Richard has covered your options fairly well. The think that you should stop doing is the "using giant tabs in skimmers" from your signature. Unless you are running the pump 24/7 this can damage your pool equipment. When the pump shuts down the tabs continue to dissolve, super-chlorinating the skimmer which can damage the plastic parts. When the pump comes on this super-chlorinated water is sucked through the system and it ain't good for the rest of your equipment either. In addition to that, the tabs are adding stabilizer to your water. The more stabilizer you have the higher the level of chlorine you need to have to keep algae at bay.

chiefwej has indicated his vote for a SWCG and I'll say I love my Stenner pump. I have a 15 gallon chlorine tank and if I fill it I have about a 3 week supply of chlorine for my pool automatically being added.

As a new person to our little pices of the internet I'll give you our normal advice. To follow the pool care methods taught here you need to arm yourself with the knowledge and tools necessary to care for your pool.

The tools are not limited to the brushes, vacuum hoses and other stuff you use around the pool, but include the most important item - one of the recommended test kits. You can buy a kit at a pool store, but again the pool store kits generally won't cut it. To effectively practice the TFPC methods, the FAS/DPD chlorine test is essential. All these kits contain that test while very few other kits do.

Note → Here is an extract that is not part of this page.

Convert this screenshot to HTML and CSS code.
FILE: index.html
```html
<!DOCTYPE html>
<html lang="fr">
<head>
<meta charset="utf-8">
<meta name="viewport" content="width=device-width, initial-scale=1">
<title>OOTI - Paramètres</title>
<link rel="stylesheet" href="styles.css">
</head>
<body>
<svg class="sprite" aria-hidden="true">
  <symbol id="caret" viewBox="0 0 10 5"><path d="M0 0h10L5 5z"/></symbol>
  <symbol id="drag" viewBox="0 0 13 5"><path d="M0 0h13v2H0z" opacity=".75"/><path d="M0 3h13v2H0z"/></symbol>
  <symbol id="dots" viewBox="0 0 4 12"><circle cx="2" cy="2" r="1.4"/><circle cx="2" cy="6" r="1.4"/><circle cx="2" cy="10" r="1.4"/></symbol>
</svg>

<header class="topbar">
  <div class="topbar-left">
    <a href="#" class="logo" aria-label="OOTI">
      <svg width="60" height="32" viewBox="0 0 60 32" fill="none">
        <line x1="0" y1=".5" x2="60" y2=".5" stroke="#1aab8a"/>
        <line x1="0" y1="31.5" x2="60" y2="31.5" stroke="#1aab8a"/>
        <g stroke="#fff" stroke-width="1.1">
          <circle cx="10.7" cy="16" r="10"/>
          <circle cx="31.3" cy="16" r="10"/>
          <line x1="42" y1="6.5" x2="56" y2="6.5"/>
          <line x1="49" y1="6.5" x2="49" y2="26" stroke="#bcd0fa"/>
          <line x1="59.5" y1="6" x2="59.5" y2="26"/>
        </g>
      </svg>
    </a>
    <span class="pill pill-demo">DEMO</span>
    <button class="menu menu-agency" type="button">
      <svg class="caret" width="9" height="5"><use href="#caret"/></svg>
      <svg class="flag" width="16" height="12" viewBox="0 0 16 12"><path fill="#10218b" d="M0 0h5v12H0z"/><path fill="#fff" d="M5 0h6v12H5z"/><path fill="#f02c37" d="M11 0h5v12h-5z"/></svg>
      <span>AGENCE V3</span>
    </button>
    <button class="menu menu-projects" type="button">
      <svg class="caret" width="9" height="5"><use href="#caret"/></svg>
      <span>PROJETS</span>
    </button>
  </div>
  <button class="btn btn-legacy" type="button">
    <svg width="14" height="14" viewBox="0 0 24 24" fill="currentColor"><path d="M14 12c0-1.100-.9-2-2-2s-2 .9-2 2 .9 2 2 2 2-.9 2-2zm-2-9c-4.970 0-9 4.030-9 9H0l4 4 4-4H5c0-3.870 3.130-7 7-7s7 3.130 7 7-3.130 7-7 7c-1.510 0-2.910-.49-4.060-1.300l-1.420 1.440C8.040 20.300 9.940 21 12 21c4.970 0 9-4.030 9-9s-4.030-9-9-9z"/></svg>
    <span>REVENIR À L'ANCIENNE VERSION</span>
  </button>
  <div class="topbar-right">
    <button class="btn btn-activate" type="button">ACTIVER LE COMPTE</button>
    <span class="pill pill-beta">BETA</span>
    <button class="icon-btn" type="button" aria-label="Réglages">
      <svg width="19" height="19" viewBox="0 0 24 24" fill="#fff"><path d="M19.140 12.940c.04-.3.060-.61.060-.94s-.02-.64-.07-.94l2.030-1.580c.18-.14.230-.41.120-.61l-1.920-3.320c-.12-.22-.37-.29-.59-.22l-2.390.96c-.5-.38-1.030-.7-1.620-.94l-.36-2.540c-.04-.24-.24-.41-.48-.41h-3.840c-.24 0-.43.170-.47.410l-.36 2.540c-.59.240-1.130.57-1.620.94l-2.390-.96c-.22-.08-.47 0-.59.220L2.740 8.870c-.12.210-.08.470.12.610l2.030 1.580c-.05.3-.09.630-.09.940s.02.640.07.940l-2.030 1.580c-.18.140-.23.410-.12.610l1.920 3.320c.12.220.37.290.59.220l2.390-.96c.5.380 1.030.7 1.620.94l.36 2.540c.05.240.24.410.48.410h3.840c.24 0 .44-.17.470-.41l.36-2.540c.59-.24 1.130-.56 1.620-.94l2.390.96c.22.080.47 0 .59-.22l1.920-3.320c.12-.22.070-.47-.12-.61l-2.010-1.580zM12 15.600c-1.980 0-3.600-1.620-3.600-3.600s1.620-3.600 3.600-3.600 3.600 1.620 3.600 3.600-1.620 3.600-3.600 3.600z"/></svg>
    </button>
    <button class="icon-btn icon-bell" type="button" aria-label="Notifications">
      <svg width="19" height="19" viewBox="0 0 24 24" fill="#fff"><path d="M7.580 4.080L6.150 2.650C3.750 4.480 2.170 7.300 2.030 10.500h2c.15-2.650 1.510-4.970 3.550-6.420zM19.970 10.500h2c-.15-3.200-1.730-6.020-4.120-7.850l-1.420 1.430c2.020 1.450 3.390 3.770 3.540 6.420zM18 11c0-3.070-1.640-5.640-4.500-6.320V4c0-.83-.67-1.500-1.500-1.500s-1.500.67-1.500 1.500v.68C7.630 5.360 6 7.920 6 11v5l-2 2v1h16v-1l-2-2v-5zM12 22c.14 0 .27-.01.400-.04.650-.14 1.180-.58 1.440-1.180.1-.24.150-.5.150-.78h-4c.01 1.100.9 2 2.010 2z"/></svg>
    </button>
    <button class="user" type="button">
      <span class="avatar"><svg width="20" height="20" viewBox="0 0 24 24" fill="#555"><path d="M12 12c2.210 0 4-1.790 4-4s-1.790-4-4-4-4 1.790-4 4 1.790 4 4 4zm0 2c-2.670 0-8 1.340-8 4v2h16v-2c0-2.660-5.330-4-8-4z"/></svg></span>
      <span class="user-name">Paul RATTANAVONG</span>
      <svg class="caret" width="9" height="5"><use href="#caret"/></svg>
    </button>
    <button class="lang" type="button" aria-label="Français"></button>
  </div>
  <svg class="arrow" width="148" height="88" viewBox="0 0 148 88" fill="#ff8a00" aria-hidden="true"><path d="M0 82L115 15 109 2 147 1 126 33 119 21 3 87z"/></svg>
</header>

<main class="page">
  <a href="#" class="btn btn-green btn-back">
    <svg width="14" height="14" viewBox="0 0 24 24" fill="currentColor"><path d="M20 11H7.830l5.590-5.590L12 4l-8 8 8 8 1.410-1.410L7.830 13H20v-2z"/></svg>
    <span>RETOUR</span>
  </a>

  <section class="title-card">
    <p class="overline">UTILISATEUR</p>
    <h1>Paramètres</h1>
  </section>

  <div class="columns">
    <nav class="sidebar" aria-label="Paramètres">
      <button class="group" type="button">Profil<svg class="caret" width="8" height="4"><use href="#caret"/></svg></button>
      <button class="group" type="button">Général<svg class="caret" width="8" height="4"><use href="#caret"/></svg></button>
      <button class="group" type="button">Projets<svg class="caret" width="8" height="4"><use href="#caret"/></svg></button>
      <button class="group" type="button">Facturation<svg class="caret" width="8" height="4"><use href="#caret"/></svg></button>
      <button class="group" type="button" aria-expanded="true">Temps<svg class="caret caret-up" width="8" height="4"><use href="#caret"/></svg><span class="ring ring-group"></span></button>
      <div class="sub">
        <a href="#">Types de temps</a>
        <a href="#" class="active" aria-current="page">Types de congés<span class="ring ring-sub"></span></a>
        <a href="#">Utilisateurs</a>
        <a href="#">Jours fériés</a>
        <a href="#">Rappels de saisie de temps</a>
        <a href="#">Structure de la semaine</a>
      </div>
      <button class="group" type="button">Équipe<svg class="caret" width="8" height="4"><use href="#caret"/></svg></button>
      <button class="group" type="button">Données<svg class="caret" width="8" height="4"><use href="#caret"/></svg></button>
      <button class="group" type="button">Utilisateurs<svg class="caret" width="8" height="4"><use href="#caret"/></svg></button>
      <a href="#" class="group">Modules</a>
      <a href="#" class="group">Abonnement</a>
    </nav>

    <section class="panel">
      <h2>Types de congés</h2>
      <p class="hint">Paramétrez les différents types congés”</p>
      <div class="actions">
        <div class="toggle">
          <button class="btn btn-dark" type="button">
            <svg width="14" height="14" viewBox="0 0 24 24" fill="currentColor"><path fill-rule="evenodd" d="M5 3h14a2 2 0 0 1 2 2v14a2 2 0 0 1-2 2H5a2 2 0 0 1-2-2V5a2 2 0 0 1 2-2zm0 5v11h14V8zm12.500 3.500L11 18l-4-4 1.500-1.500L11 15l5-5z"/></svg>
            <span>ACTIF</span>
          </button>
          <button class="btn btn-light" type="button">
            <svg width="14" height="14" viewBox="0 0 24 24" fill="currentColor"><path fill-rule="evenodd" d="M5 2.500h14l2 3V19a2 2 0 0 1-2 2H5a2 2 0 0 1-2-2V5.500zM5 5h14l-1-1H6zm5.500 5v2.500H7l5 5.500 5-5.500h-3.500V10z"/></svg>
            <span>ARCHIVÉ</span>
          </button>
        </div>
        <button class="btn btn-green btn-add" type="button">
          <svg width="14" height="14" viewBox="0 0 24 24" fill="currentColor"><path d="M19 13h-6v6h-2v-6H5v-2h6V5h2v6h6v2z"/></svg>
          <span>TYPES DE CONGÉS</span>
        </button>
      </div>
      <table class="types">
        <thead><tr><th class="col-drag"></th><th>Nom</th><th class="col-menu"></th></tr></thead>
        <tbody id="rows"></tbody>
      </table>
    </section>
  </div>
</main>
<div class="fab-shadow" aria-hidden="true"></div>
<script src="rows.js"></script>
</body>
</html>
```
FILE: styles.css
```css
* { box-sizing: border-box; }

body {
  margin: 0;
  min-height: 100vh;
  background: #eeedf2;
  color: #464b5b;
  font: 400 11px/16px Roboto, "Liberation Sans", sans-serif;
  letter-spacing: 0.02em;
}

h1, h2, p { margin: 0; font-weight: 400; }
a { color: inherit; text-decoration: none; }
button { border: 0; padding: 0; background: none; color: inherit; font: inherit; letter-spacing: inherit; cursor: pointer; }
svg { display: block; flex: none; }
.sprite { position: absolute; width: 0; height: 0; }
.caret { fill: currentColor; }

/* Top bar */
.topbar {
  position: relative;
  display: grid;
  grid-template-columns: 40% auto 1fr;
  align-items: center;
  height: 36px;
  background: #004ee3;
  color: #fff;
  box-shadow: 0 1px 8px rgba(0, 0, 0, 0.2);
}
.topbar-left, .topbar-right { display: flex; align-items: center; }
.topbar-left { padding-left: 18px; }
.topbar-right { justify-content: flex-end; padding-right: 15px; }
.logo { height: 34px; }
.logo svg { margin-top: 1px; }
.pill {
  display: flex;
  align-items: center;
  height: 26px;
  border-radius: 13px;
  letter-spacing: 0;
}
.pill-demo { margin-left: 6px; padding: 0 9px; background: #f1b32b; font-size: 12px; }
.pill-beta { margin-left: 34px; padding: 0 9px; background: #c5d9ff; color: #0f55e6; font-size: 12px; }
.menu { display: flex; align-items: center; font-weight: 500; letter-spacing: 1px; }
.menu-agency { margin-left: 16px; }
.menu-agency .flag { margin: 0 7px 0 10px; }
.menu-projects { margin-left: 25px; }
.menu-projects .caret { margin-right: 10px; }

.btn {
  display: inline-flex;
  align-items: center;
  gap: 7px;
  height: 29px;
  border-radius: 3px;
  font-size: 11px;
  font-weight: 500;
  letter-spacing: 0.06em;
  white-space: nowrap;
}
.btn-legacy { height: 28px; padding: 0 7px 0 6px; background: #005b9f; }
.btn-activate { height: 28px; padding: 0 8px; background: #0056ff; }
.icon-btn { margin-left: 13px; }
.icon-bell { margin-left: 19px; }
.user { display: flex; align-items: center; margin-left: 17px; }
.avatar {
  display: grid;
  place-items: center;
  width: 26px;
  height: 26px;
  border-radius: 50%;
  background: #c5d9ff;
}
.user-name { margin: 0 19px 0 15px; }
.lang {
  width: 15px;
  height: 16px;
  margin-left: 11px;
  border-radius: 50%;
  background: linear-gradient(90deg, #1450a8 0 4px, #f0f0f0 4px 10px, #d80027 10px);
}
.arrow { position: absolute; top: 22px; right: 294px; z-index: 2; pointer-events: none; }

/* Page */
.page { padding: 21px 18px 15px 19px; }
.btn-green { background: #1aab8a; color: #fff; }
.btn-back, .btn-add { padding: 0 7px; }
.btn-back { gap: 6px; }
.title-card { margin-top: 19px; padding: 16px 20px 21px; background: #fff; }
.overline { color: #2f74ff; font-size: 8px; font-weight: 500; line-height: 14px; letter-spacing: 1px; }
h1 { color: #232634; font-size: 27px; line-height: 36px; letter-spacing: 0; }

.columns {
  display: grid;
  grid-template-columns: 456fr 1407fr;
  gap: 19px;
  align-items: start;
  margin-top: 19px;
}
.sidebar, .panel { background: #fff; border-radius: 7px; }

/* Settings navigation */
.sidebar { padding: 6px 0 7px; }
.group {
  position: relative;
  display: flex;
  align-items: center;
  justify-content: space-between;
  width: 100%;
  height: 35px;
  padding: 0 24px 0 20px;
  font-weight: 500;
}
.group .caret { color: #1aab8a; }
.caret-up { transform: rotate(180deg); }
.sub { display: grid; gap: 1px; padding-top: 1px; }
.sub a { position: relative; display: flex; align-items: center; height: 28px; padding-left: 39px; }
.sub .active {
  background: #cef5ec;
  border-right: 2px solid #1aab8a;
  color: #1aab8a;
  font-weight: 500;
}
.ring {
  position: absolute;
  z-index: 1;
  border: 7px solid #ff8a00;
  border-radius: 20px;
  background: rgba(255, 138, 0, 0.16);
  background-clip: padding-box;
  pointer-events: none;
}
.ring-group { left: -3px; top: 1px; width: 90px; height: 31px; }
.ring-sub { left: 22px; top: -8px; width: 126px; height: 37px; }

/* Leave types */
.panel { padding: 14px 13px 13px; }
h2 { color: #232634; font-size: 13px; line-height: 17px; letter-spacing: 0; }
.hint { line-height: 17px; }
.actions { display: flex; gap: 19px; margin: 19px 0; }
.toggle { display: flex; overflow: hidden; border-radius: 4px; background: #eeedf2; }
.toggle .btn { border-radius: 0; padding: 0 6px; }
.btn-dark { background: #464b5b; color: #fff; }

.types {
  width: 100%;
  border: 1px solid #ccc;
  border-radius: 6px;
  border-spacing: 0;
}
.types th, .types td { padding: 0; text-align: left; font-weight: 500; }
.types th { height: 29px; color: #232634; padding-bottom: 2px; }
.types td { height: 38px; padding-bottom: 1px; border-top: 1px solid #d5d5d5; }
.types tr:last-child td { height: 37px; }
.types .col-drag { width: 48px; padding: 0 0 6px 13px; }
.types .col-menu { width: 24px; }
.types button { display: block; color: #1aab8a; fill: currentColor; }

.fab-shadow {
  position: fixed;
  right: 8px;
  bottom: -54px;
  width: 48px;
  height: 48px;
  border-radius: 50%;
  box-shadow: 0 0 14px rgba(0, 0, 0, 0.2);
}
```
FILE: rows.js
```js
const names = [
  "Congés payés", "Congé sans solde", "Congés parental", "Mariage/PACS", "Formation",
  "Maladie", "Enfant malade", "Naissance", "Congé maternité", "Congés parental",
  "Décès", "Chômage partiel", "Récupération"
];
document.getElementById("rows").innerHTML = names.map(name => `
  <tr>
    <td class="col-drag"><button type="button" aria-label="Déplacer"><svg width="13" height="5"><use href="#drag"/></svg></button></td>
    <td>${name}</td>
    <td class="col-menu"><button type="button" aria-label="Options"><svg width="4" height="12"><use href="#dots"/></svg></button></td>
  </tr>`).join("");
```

The knowledge is condensed in the Pool School link at the top of every page. It is a great community here, but we do ask that you read and try to understand the information being taught.

Questions are always welcome and folks will try to direct you and teach you the methods.


So, welcome to TFP!!
 
I'll go against the consensus on here and suggest a CHELATED copper based algaecide which stays in the water for 3 months. Just keep the TA in range and Ph between 7 and 7.6.
 
I'll go against the consensus on here and suggest a CHELATED copper based algaecide which stays in the water for 3 months. Just keep the TA in range and Ph between 7 and 7.6.
Why would you want to risk expensive staining and green hair by adding copper? TFP wholeheartedly recommends against it.
 
Use opaque cover and a UV lamp in series with the pump. The cover will reduce the amount of light available for algae growth and the UV light will kill bacteria and algae that passes through the system. It is much cheaper than the SWG. It will not kill algae that cling to the pool walls, but you can easily do it when you return home. I have a holiday house in south of France and I am away for months at a time and nobody to take care of the pool. The UV lamp keeps water clear at all times and in few hours we can clean the pool and start using it. I operate the system 12 hours a day in summer time. Later I will decrease the runtime. If you decide to install a SWG, a UV lamp will be a good backup.
 
Hence the word chelated and considering his maintenance schedule.
One can still overdose the metal ion concentrated with chelated copper and a rise of 0.3 in pH increases the risk of metal staining (especially in plaster pools) the same as a doubling of the metal ion concentration. We've had lots of reports of problems with all types of copper systems -- copper from copper sulfate, from ionization systems, with silver and/or zinc, chelated copper, etc. Also, if the pool is not going to be maintained for extended periods of time, the risk of pH rise is much higher and that will cause problems even with chelated copper, mostly because the chelation agent breaks down over time from chlorine. Finally, the chelation of the copper has it be less effective against algae so higher levels are needed (usually 0.7 ppm total copper instead of 0.4 ppm) -- in some ways it's similar to the FC/CYA relationship.

Also, if one really wants insurance against algae if the chlorine level gets too low, then what I mentioned in an earlier post regarding Polyquat 60 (though that requires dosing once a week) or a phosphate remover would help prevent algae growth without the risks of metal staining or turning blond hair green. If this were a vinyl pool then copper would be less risky, but in a plaster pool copper stains are much more difficult to remove compared to iron stains.